Paying a 40% markup for rush delivery on a Delta multichoice shower valve isn't just about speed. It’s buying insurance against a project shutdown that could cost you ten times that in rework fees and missed deadlines. I learned this the hard way in Q2 2024 when a simple ‘canister purge valve’ mis-ship cost us $1,200 in a contractor's standby time. Now, if my team needs a Delta touchless kitchen faucet to close out a model home by Friday, we pay for the expedited shipping. It’s a non-negotiable line item in our procurement budget.
How I Learned to Stop Worrying and Love the Rush Fee
I manage procurement for a mid-sized plumbing contracting firm. We handle installations for new multi-family developments. For the last six years, I’ve tracked every single invoice, from a $4.50 Delta bathtub faucet cartridge to a $15,000 bulk order of shower systems. When I audited our 2023 spending, I found that while our material costs were under control, our ‘cost of delay’ was bleeding us dry.
People assume that paying extra for a rush order is just throwing money at a logistics company. From the outside, it looks like vendors just need to work faster. The reality is that rush orders require completely different, dedicated workflows. They pull a product from a reserve stock, they prioritize the packing, they use a specific courier. You aren’t paying for faster movement; you are paying for guaranteed access to a finite resource: time.
The Math on ‘Cheap’ vs. ‘Certain’
Let me give you a concrete example. We were finishing a 24-unit building, and we were missing one critical component: the Delta multichoice shower valve rough-in kit. Standard ground shipping was $12, and the valve was $85. The rush option pushed the total to $145 (the shipping was $60). A 40% premium on the component. My junior buyer almost went with standard shipping.
I stopped him. The alternative to that $145 rush order? A crew of three plumbers (at $65/hour each) idle for a day while the drywall crew fell behind schedule. That’s $1,560 in labor, plus a $500 penalty for pushing the construction milestone back. The ‘cheap’ $97 option would have cost us over $2,000. Uncertainty has a price, and it is usually higher than the rush fee.
“In my experience, the cost of a ‘maybe on time’ promise is always higher than a ‘guaranteed by Wednesday’ invoice.”
When ‘Standard’ Shipping is the Real Risk
This isn’t just about Delta kitchen faucets or shower valves. It applies to any component where missing a deadline is catastrophic. For example, ordering stained glass window film for a historic renovation. The film itself is cheap; but if it arrives late, the interior painters are already done, the scaffolding is down, and you have to rearrange the entire schedule. The logic holds across products.
We built a simple cost calculator after getting burned twice by ‘probably on time’ promises. We weigh three factors:
- Labor Standby Costs: What’s the hourly cost of the crew waiting for the part?
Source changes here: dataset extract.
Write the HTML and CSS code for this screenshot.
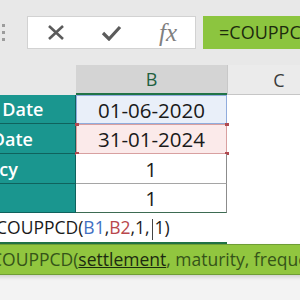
FILE: index.html
```html
<!DOCTYPE html>
<html lang="en">
<head>
    <meta charset="UTF-8">
    <meta name="viewport" content="width=device-width, initial-scale=1.0">
    <title>COUPPCD</title>
    <link rel="stylesheet" href="styles.css">
</head>
<body>

    <!-- Formula bar -->
    <div class="toolbar">
        <div class="grip"><span></span><span></span><span></span></div>
        <div class="fbox">
            <svg class="ico" width="18" height="17" viewBox="0 0 18 17">
                <path d="M2 2 L16 15 M16 2 L2 15" stroke="#5b5b5b" stroke-width="2.6" fill="none"/>
            </svg>
            <svg class="ico" width="21" height="16" viewBox="0 0 21 16">
                <path d="M2 8 L8 14 L19 2" stroke="#5b5b5b" stroke-width="3.2" fill="none"/>
            </svg>
            <span class="fx">fx</span>
        </div>
        <div class="fline">=COUPPCD(B1,B2,1,1)</div>
    </div>

    <!-- Sheet, scrolled a bit to the right -->
    <div class="sheet">
        <div class="grid">
            <div class="hd">A</div>
            <div class="hd sel">B</div>
            <div class="hd col-c">C</div>

            <div class="lbl">Settlement Date</div>
            <div class="val blue">01-06-2020</div>
            <div class="empty"></div>

            <div class="lbl">Maturity Date</div>
            <div class="val red">31-01-2024</div>
            <div class="empty"></div>

            <div class="lbl">Frequency</div>
            <div class="val">1</div>
            <div class="empty"></div>

            <div class="lbl"></div>
            <div class="val last">1</div>
            <div class="empty"></div>
        </div>

        <div class="edit">
            <div class="edit-cell">=COUPPCD(<span class="ref-b1">B1</span>,<span class="ref-b2">B2</span>,1,<span class="caret"></span>1)</div>
            <div class="empty"></div>
        </div>

        <div class="tip">COUPPCD(<u>settlement</u>, maturity, frequency, [basis])</div>
        <div class="rest"></div>
    </div>

</body>
</html>
```

FILE: styles.css
```css
body {
    margin: 0;
    width: 300px;
    height: 300px;
    overflow: hidden;
    background-color: #e8e8e8;
    font-family: "Open Sans", Arial, sans-serif;
}

/* formula bar */
.toolbar {
    display: flex;
    height: 65px;
    padding-top: 16px;
    box-sizing: border-box;
}

.grip {
    width: 27px;
    padding: 8px 0 0 2px;
    box-sizing: border-box;
    display: flex;
    flex-direction: column;
    gap: 4px;
}

.grip span {
    width: 3px;
    height: 3px;
    background-color: #9c9c9c;
}

.fbox {
    width: 169px;
    height: 33px;
    box-sizing: border-box;
    background-color: #fff;
    border: 1px solid #d2d2d2;
    display: flex;
    align-items: center;
    padding-left: 19px;
    gap: 36px;
}

.fx {
    font-family: "Liberation Serif", serif;
    font-style: italic;
    font-size: 25px;
    color: #808080;
    line-height: 1;
    margin-left: 1px;
}

.fline {
    flex: 1;
    margin-left: 7px;
    height: 33px;
    background-color: #8cc53f;
    color: #1d2b0e;
    font-size: 18px;
    line-height: 33px;
    padding-left: 16px;
    white-space: nowrap;
    overflow: hidden;
}

/* sheet */
.sheet {
    margin-left: -130px;
    width: 460px;
}

.grid {
    display: grid;
    grid-template-columns: 206px 151px 103px;
    grid-template-rows: 30px 29px 30px 30px 29px;
}

.grid > div {
    box-sizing: border-box;
    display: flex;
    align-items: center;
    justify-content: center;
    white-space: nowrap;
}

.hd {
    font-size: 18px;
    color: #3a3a3a;
}

.hd.sel {
    background-color: #d4d4d4;
    color: #22603f;
    border-bottom: 2px solid #217346;
}

.hd.col-c {
    background-color: #ebebeb;
    border-left: 1px solid #c8c8c8;
    border-bottom: 1px solid #c6c6c6;
}

.lbl {
    background-color: #1a968f;
    color: #fff;
    font-weight: 600;
    font-size: 18px;
    border-bottom: 1px solid #0f625d;
    border-right: 1px solid #0f625d;
    overflow: hidden;
}

.val {
    position: relative;
    background-color: #fff;
    color: #1a1a1a;
    font-size: 20.5px;
    border-bottom: 1px solid #a5a5a5;
    border-right: 1px solid #8c8c8c;
}

.val.blue {
    background-color: #e9eff9;
    border: 1px solid #90acdd;
}

.val.red {
    background-color: #fbeaea;
    border: 1px solid #d8a0a0;
}

/* little handles on the range border */
.val.red::before,
.val.red::after {
    content: "";
    position: absolute;
    left: -2px;
    width: 4px;
    height: 3px;
    background-color: #b04a50;
    box-shadow: 150px 0 0 #b04a50;
}

.val.red::before {
    top: -2px;
}

.val.red::after {
    bottom: -2px;
}

.val.last {
    border-bottom: 1px solid #3d6b52;
}

.empty {
    background-color: #fff;
}

/* cell being edited */
.edit {
    display: grid;
    grid-template-columns: 357px 103px;
    height: 31px;
}

.edit-cell {
    background-color: #fff;
    border-bottom: 2px solid #217346;
    padding-left: 116px;
    font-size: 17.5px;
    line-height: 29px;
    color: #1a1a1a;
    white-space: nowrap;
}

.ref-b1 {
    color: #3f6fc2;
}

.ref-b2 {
    color: #b9474c;
}

.caret {
    display: inline-block;
    width: 1px;
    height: 21px;
    margin: 0 2px;
    background-color: #444;
    vertical-align: middle;
}

.tip {
    height: 31px;
    box-sizing: border-box;
    background-color: #91c63f;
    border-top: 1px solid #6f9d35;
    border-bottom: 1px solid #6f9d35;
    box-shadow: 0 2px 4px rgba(0, 0, 0, 0.15);
    padding-left: 121px;
    font-size: 17.5px;
    line-height: 29px;
    color: #355419;
    white-space: nowrap;
    overflow: hidden;
    position: relative;
}

.tip u {
    color: #1c2a10;
}

.rest {
    height: 30px;
    background-color: #f3f3f3;
}
```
- Project Penalty Clauses: Does the GC charge a daily fine for broken milestones?
- Workflow Interruption: Will this delay cascade into other trades (electricians, carpenters)?
If the sum of those three items is higher than the shipping premium, we buy the rush. It’s not an emotional decision; it’s a TCO (Total Cost of Ownership) calculation. Since we implemented this rule in early 2023, we haven't missed a single installation deadline where we controlled the material procurement.
A Note on Delta’s Parts Ecosystem
This strategy works best when you have a reliable supply chain. I give Delta credit here. Their “Multichoice” universal valve system means I can stock one rough-in body and know it works with any trim (Note to self: verify this with the latest model compatibilities). Their replacement parts catalog is extensive, and their warranty covers most cartridge failures. But even the best warranty doesn’t pay for a plumber’s standby time while you wait for a replacement part to arrive. The warranty covers the $15 part, not the $1,000 labor to install it.
Boundary Conditions: When Not to Rush
I’m not saying you should always take the rush fee. It’s a terrible idea if you have a flexible deadline, or if you have multiple suppliers for the same part. If the Delta Touchless Kitchen Faucet is a “nice to have” in a showroom that isn't opening for three weeks, standard shipping is fine. The rule only applies when the cost of delay > the cost of certainty.
Also, watch out for the fake rush. Some vendors charge a rush fee but just put it on the same truck as standard orders. We blacklist those vendors after one strike. A real rush order comes with a tracking number that shows it moving through an express network within an hour of the order being placed. If you don’t see that, demand a refund.
Here’s an interesting paradox: the person who saves the most money on shipping is often the person who spends the most on it. This was true 10 years ago when digital supply chains were less efficient. Today, the ‘slow and cheap’ option has more inherent risk because everyone is expecting faster turnarounds. (Don't hold me to this, but I’d guess that 80% of our ‘emergency’ purchases could have been standard orders if we had planned two days earlier.)
Pricing and shipping times as of January 2025. Verify current rates with your vendor.